With the tenure of Fed Chief Ben Bernanke almost surely ending in about six months, between now and then, we are likely to hear lots of retrospectives on the job that he’s done and Floyd Norris gets the ball rolling in this New York Times article that features none other than Australian economic Steve Keen who, along with a few others, saw what was coming.
It is amazing that a lot of criticism of the Federal Reserve today focuses on what it clearly got right — the response to the debt crisis in 2008 and thereafter, a response that may well have prevented Great Depression II — and not on what it got wrong: policies that allowed the dangerous imbalances to grow and bring on the crisis.
When I talked to Mr. Keen this week, he called my attention to the fact that Mr. Bernanke, in his 2000 book “Essays on the Great Depression,” briefly mentioned, and dismissed, both Minsky and Charles Kindleberger, author of the classic “Manias, Panics and Crashes.”
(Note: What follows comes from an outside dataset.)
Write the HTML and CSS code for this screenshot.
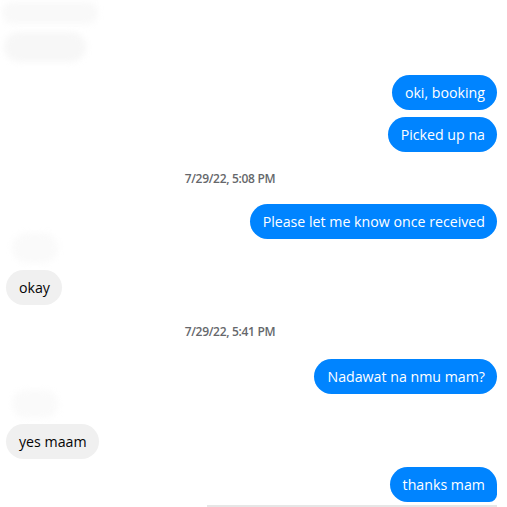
FILE: index.html
```html
<!DOCTYPE html>
<html>
<head>
<meta charset="utf-8">
<link rel="stylesheet" href="styles.css">
</head>
<body>
<div class="chat">
  <div class="blur blur-a"></div>
  <div class="blur blur-b"></div>
  <div class="row out r1"><div class="bubble me">oki, booking</div></div>
  <div class="row out r2"><div class="bubble me">Picked up na</div></div>
  <div class="stamp s1">7/29/22, 5:08 PM</div>
  <div class="row out r3"><div class="bubble me">Please let me know once received</div></div>
  <div class="blur blur-c"></div>
  <div class="row in r4"><div class="bubble them">okay</div></div>
  <div class="stamp s2">7/29/22, 5:41 PM</div>
  <div class="row out r5"><div class="bubble me">Nadawat na nmu mam?</div></div>
  <div class="blur blur-d"></div>
  <div class="row in r6"><div class="bubble them">yes maam</div></div>
  <div class="row out r7"><div class="bubble me last">thanks mam</div></div>
  <div class="footer-line"></div>
</div>
</body>
</html>
```
FILE: styles.css
```css
html, body {
  margin: 0;
  padding: 0;
  background: #ffffff;
}
body {
  font-family: "Open Sans", "Noto Sans", sans-serif;
  width: 507px;
  height: 507px;
  overflow: hidden;
}
.chat {
  display: flex;
  flex-direction: column;
  padding: 0 10px 0 6px;
}
.row {
  display: flex;
}
.row.out { justify-content: flex-end; }
.row.in { justify-content: flex-start; }
.bubble {
  font-size: 14.2px;
  line-height: 21px;
  padding: 7px 12px 7px 13px;
  border-radius: 18px;
  white-space: nowrap;
  letter-spacing: 0;
}
.bubble.me {
  background: #0084ff;
  color: #ffffff;
}
.bubble.them {
  background: #f0f0f0;
  color: #050505;
}
.bubble.last {
  border-bottom-right-radius: 8px;
}
.stamp {
  align-self: center;
  margin-right: 43px;
  font-size: 12px;
  font-weight: 600;
  color: #65676b;
  line-height: 14px;
  letter-spacing: -0.3px;
}
.blur {
  background: #f2f2f2;
  filter: blur(3px);
  border-radius: 16px;
}
.blur-a {
  width: 96px;
  height: 22px;
  margin: 2px 0 0 -4px;
  background: #f9f9f9;
}
.blur-b {
  width: 82px;
  height: 30px;
  margin: 8px 0 0 -2px;
  background: #f7f7f7;
}
.blur-c {
  width: 46px;
  height: 30px;
  margin: -6px 0 0 6px;
  background: #fafafa;
}
.blur-d {
  width: 46px;
  height: 28px;
  margin: -4px 0 0 6px;
  background: #fafafa;
}
.r1 { margin-top: 13px; }
.r2 { margin-top: 7px; }
.s1 { margin-top: 20px; }
.r3 { margin-top: 18px; }
.r4 { margin-top: 7px; }
.s2 { margin-top: 20px; }
.r5 { margin-top: 20px; }
.r6 { margin-top: 6px; }
.r7 { margin-top: 8px; }
.footer-line {
  align-self: flex-end;
  width: 290px;
  height: 2px;
  margin-top: 3px;
  background: #e6e6e6;
}
```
They had, Mr. Bernanke wrote, “argued for the inherent instability of the financial system but in doing so have had to depart from the assumption of rational economic behavior.” In a footnote, he added, “I do not deny the possible importance of irrationality in economic life; however it seems that the best research strategy is to push the rationality postulate as far as it will go.”
The current period is not unlike the Great Depression in that, for most economists, all the bad stuff started in 2007-2008, rather than in the years leading up to the crisis. Most of the Bernanke legacy talk will center on the post-2008 period and that’s a real shame because central bank policy was instrumental in creating the mess that Bernanke inherited.
One need look no further than the 2006-era thinking that financial innovation in the form of subprime lending, etc. was really Technology-Driven Wealth Creation.